◆ COLLECTED DATA
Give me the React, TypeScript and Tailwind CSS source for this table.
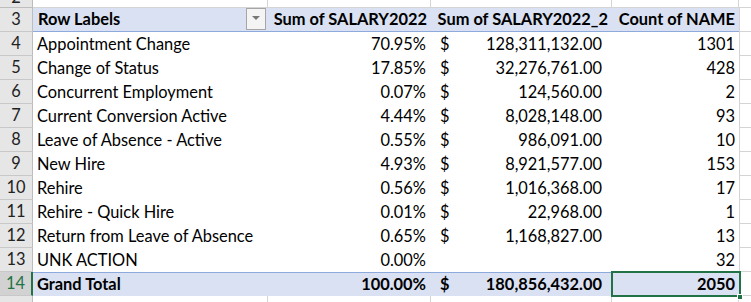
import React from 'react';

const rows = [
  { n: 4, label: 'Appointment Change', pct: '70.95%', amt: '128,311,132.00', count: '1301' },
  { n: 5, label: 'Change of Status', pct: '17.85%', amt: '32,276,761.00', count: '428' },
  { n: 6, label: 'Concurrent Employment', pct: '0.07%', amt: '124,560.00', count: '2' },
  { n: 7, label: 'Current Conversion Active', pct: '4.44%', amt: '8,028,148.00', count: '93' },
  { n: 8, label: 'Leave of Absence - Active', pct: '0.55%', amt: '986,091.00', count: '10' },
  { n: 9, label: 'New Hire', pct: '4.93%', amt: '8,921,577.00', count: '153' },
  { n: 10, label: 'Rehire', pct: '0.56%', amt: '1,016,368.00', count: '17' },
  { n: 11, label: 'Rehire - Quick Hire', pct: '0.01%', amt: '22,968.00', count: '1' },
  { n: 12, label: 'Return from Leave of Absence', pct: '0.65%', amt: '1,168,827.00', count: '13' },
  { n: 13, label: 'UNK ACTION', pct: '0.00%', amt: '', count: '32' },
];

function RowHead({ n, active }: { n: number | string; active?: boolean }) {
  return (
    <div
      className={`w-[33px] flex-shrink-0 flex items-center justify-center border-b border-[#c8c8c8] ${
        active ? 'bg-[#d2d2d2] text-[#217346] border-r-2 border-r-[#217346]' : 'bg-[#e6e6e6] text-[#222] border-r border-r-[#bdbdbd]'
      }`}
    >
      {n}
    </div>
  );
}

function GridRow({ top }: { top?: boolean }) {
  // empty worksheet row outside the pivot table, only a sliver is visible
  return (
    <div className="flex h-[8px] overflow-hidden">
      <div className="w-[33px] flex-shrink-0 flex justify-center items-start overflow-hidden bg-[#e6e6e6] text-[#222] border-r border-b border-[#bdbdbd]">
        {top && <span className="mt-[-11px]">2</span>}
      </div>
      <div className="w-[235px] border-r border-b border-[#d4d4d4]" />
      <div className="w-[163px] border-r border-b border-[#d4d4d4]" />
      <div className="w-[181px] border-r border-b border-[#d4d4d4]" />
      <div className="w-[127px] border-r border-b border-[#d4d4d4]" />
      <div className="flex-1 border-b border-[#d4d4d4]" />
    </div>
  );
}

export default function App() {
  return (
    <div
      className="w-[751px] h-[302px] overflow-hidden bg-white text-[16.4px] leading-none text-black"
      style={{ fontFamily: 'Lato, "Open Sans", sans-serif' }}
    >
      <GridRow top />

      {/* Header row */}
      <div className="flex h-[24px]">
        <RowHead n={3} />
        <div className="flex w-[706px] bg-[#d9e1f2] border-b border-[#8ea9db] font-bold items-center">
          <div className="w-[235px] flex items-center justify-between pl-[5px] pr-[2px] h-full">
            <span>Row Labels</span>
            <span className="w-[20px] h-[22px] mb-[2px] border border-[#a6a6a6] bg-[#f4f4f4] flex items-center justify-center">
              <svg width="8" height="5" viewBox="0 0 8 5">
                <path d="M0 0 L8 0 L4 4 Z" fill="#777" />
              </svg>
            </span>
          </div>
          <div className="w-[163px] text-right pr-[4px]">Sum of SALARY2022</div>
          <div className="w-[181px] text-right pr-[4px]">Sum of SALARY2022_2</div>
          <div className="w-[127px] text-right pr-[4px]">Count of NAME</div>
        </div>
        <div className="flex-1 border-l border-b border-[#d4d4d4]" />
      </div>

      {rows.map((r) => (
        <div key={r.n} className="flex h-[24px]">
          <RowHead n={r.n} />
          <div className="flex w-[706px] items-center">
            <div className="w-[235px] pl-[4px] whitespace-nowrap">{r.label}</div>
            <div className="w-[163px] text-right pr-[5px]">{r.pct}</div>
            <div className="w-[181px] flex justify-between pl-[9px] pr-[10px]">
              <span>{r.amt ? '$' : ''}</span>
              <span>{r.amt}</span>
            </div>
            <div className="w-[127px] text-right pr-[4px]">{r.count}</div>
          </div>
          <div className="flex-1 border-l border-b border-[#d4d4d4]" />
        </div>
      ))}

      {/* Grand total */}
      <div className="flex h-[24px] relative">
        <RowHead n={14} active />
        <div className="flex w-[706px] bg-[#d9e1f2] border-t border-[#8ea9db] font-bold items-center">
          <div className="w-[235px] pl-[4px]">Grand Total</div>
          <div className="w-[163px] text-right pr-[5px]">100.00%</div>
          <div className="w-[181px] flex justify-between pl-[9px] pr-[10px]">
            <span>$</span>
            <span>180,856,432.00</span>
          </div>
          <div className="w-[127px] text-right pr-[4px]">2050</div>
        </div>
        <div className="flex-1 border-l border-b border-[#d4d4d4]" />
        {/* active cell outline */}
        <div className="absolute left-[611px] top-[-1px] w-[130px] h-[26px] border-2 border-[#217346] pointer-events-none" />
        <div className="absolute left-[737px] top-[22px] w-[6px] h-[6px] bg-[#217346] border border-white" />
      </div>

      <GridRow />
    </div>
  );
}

◆ WORK REQUIRED
Every line is to be duplicated exactly, though pictures stay out.

◆ CORRECT RESULT
Give me the React, TypeScript and Tailwind CSS source for this table.
import React from 'react';

const rows = [
  { n: 4, label: 'Appointment Change', pct: '70.95%', amt: '128,311,132.00', count: '1301' },
  { n: 5, label: 'Change of Status', pct: '17.85%', amt: '32,276,761.00', count: '428' },
  { n: 6, label: 'Concurrent Employment', pct: '0.07%', amt: '124,560.00', count: '2' },
  { n: 7, label: 'Current Conversion Active', pct: '4.44%', amt: '8,028,148.00', count: '93' },
  { n: 8, label: 'Leave of Absence - Active', pct: '0.55%', amt: '986,091.00', count: '10' },
  { n: 9, label: 'New Hire', pct: '4.93%', amt: '8,921,577.00', count: '153' },
  { n: 10, label: 'Rehire', pct: '0.56%', amt: '1,016,368.00', count: '17' },
  { n: 11, label: 'Rehire - Quick Hire', pct: '0.01%', amt: '22,968.00', count: '1' },
  { n: 12, label: 'Return from Leave of Absence', pct: '0.65%', amt: '1,168,827.00', count: '13' },
  { n: 13, label: 'UNK ACTION', pct: '0.00%', amt: '', count: '32' },
];

function RowHead({ n, active }: { n: number | string; active?: boolean }) {
  return (
    <div
      className={`w-[33px] flex-shrink-0 flex items-center justify-center border-b border-[#c8c8c8] ${
        active ? 'bg-[#d2d2d2] text-[#217346] border-r-2 border-r-[#217346]' : 'bg-[#e6e6e6] text-[#222] border-r border-r-[#bdbdbd]'
      }`}
    >
      {n}
    </div>
  );
}

function GridRow({ top }: { top?: boolean }) {
  // empty worksheet row outside the pivot table, only a sliver is visible
  return (
    <div className="flex h-[8px] overflow-hidden">
      <div className="w-[33px] flex-shrink-0 flex justify-center items-start overflow-hidden bg-[#e6e6e6] text-[#222] border-r border-b border-[#bdbdbd]">
        {top && <span className="mt-[-11px]">2</span>}
      </div>
      <div className="w-[235px] border-r border-b border-[#d4d4d4]" />
      <div className="w-[163px] border-r border-b border-[#d4d4d4]" />
      <div className="w-[181px] border-r border-b border-[#d4d4d4]" />
      <div className="w-[127px] border-r border-b border-[#d4d4d4]" />
      <div className="flex-1 border-b border-[#d4d4d4]" />
    </div>
  );
}

export default function App() {
  return (
    <div
      className="w-[751px] h-[302px] overflow-hidden bg-white text-[16.4px] leading-none text-black"
      style={{ fontFamily: 'Lato, "Open Sans", sans-serif' }}
    >
      <GridRow top />

      {/* Header row */}
      <div className="flex h-[24px]">
        <RowHead n={3} />
        <div className="flex w-[706px] bg-[#d9e1f2] border-b border-[#8ea9db] font-bold items-center">
          <div className="w-[235px] flex items-center justify-between pl-[5px] pr-[2px] h-full">
            <span>Row Labels</span>
            <span className="w-[20px] h-[22px] mb-[2px] border border-[#a6a6a6] bg-[#f4f4f4] flex items-center justify-center">
              <svg width="8" height="5" viewBox="0 0 8 5">
                <path d="M0 0 L8 0 L4 4 Z" fill="#777" />
              </svg>
            </span>
          </div>
          <div className="w-[163px] text-right pr-[4px]">Sum of SALARY2022</div>
          <div className="w-[181px] text-right pr-[4px]">Sum of SALARY2022_2</div>
          <div className="w-[127px] text-right pr-[4px]">Count of NAME</div>
        </div>
        <div className="flex-1 border-l border-b border-[#d4d4d4]" />
      </div>

      {rows.map((r) => (
        <div key={r.n} className="flex h-[24px]">
          <RowHead n={r.n} />
          <div className="flex w-[706px] items-center">
            <div className="w-[235px] pl-[4px] whitespace-nowrap">{r.label}</div>
            <div className="w-[163px] text-right pr-[5px]">{r.pct}</div>
            <div className="w-[181px] flex justify-between pl-[9px] pr-[10px]">
              <span>{r.amt ? '$' : ''}</span>
              <span>{r.amt}</span>
            </div>
            <div className="w-[127px] text-right pr-[4px]">{r.count}</div>
          </div>
          <div className="flex-1 border-l border-b border-[#d4d4d4]" />
        </div>
      ))}

      {/* Grand total */}
      <div className="flex h-[24px] relative">
        <RowHead n={14} active />
        <div className="flex w-[706px] bg-[#d9e1f2] border-t border-[#8ea9db] font-bold items-center">
          <div className="w-[235px] pl-[4px]">Grand Total</div>
          <div className="w-[163px] text-right pr-[5px]">100.00%</div>
          <div className="w-[181px] flex justify-between pl-[9px] pr-[10px]">
            <span>$</span>
            <span>180,856,432.00</span>
          </div>
          <div className="w-[127px] text-right pr-[4px]">2050</div>
        </div>
        <div className="flex-1 border-l border-b border-[#d4d4d4]" />
        {/* active cell outline */}
        <div className="absolute left-[611px] top-[-1px] w-[130px] h-[26px] border-2 border-[#217346] pointer-events-none" />
        <div className="absolute left-[737px] top-[22px] w-[6px] h-[6px] bg-[#217346] border border-white" />
      </div>

      <GridRow />
    </div>
  );
}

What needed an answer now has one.